Those who dislike Mandeville, while at the same time feeling the force of his arguments, suggest that he is more libertine than libertarian, a farceur, not l'homme serieux, as his near predecessor Hobbes so obviously is. As it happens, since the seventeenth century the sense of "libertine" seems to have shifted somewhat towards a condemnation of sensual indulgence, and away from the broader sense which included implications that if not quite political in the strict sense are certainly conscious of an ethical resonance broader than the simple and unbridled satisfaction of the appetites.

In any case, squabbling over these terms is somewhat to miss the point of Mandeville's argument to the effect that there is no clear stopping point at which a line can be drawn in the scale of human wishes, on one side of which we can declare all to be vice, with virtue on the other side. – Virtue is the complete denial of human wishes or it is nothing, or nothing but a shifty compromise that hardly deserves the name. Similarly we cannot separate liberty of a type that we do not wholly dislike from that we detest. Liberty is complete liberty or, again, it is nothing.

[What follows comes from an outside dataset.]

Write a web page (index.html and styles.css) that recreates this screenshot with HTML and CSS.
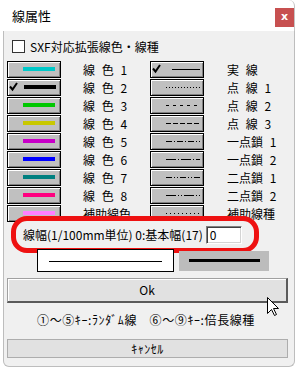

But in both cases we find it practically necessary to draw lines, however indefensible in principle, for practical ends (in order to satisfy another wish). – M.'s point, or so it seems to me, is that is not in our own interests to pretend that there is anything very solid about these lines. The theologian, the moralist, insisting on Virtue as an absolute must be a rigorist in theory compromising theory in order to deliver wealth. The lover of freedom must be a Libertine in theory, compromising his theory in order to preserve stability in the societal system.